One minute we’re on high alert, and the next we’re going about our day.
In this whirlwind kind of state, it can be easy to go on autopilot as a way to shelter ourselves from constant change. And it can be difficult to take time for ourselves and take stock of all that has happened and how we’re dealing with it. It can be difficult to make change.
That’s why, as the New Year kicks off, instead of jumping headlong into resolutions, I encourage you to carve out some time — even 10 minutes will work — to stop and ask yourself, “How am I doing, really?”
Take time to reflect
Grab a piece of paper and a pen (better yet, put your phone on silent) and think about some simple questions: What’s working well for me right now? What isn’t? Put another way: What do I want more of in my life? And what do I want less of?
Write down whatever comes to mind, and remember, this isn’t a test—there are no wrong answers, although this isn’t meant to be a wish list of material things.
For example, you might say that you want more energy, more professional fulfillment or more time to spend doing what you love or being with people you care about.
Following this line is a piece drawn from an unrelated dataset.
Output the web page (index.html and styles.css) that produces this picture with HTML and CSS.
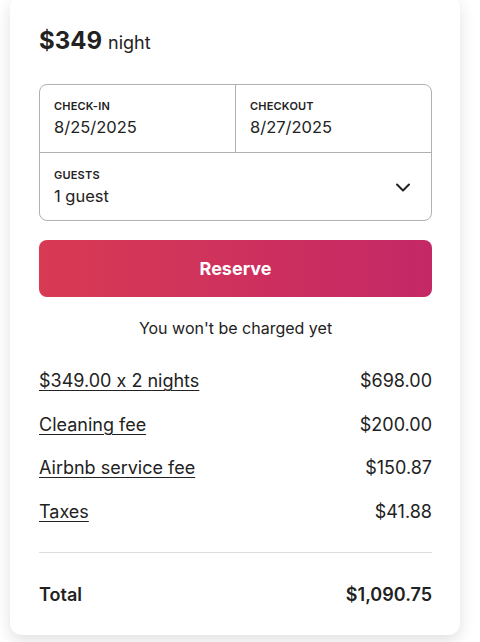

On the other hand, you might say you want less stress, less anger and less rushing around.
Chip away at change
Once you have your list, flip your paper over and think about one or two things you want to change in 2022. Put those at the top of the page and think about a small step you could take toward achieving your goal — something you can accomplish in a week or two.
Research shows that people who break goals down into smaller steps are more likely to achieve them than those who don’t.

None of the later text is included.